# MATERIAL PROVIDED:
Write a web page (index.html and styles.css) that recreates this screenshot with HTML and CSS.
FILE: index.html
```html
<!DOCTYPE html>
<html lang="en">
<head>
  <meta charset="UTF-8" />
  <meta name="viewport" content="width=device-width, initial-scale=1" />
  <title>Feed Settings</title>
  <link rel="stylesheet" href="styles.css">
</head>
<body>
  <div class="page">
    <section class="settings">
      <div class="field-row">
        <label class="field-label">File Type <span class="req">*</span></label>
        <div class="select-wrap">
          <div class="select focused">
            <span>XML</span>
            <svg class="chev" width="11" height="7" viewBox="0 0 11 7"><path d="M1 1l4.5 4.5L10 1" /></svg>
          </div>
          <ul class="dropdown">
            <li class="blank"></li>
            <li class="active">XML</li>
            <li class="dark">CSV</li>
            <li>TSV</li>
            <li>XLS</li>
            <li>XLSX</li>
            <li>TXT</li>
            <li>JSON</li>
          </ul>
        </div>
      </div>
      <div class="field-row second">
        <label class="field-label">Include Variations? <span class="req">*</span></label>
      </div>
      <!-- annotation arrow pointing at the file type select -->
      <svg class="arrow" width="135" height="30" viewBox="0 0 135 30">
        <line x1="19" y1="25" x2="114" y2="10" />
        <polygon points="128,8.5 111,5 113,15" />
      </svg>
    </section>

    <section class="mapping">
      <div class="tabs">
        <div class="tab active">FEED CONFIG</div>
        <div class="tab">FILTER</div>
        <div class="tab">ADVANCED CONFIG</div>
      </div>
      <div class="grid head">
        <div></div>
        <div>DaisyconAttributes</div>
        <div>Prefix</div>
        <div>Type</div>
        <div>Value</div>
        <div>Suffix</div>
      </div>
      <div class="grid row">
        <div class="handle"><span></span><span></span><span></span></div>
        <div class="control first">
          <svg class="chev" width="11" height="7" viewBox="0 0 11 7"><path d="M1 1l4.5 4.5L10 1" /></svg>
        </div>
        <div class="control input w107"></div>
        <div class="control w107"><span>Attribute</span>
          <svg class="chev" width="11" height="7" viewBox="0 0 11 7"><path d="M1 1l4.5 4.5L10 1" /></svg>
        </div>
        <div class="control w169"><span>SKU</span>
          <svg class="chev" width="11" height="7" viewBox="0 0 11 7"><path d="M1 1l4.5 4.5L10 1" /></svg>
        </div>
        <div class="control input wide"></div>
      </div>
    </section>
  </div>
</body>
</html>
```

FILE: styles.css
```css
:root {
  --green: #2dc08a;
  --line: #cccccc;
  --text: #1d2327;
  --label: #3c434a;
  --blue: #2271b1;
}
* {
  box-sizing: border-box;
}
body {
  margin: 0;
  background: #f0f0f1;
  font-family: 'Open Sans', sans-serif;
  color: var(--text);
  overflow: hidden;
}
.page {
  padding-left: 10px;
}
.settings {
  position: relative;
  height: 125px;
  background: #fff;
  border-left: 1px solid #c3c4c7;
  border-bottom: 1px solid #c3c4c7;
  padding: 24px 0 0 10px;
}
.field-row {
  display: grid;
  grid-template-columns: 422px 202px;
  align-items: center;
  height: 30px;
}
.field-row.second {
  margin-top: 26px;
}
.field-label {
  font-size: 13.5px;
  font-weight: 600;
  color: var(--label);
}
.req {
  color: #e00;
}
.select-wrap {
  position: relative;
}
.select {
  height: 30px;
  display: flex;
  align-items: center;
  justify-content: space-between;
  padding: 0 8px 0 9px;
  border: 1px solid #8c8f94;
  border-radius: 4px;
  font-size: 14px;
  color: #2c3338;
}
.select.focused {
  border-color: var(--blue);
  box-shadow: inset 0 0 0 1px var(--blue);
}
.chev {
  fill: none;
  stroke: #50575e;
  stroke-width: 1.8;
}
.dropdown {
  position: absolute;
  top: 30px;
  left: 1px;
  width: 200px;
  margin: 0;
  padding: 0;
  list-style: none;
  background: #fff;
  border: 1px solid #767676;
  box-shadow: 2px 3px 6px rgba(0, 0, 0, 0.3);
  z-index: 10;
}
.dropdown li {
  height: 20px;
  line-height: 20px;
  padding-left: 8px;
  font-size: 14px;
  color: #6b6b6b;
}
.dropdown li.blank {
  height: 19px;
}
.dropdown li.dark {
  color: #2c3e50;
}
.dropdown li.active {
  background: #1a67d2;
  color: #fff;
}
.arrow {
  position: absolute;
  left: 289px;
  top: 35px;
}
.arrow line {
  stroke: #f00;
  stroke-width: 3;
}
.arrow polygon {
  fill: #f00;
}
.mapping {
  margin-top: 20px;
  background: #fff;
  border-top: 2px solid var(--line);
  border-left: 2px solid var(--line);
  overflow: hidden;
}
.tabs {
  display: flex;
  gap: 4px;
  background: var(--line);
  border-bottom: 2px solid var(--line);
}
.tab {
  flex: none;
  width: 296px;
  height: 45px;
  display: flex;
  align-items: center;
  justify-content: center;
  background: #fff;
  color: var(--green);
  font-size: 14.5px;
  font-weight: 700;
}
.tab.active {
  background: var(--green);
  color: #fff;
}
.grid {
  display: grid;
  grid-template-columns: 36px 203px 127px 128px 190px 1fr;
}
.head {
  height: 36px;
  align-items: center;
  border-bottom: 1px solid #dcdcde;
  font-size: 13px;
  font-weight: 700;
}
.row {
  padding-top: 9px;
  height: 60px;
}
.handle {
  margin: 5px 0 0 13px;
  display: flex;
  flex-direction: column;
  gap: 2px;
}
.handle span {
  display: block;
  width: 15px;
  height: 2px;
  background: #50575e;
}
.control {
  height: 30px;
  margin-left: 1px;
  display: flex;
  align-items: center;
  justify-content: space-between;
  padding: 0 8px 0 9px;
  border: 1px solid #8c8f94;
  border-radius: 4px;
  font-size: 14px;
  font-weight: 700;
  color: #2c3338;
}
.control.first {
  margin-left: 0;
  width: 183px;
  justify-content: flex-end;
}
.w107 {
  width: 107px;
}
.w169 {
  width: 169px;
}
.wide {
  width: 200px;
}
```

# INSTRUCTIONS FOR THE TASK:
Look over the listing above. Pick out and copy every line that includes "page".

# RESPONSE:
Write a web page (index.html and styles.css) that recreates this screenshot with HTML and CSS.
  <div class="page">
.page {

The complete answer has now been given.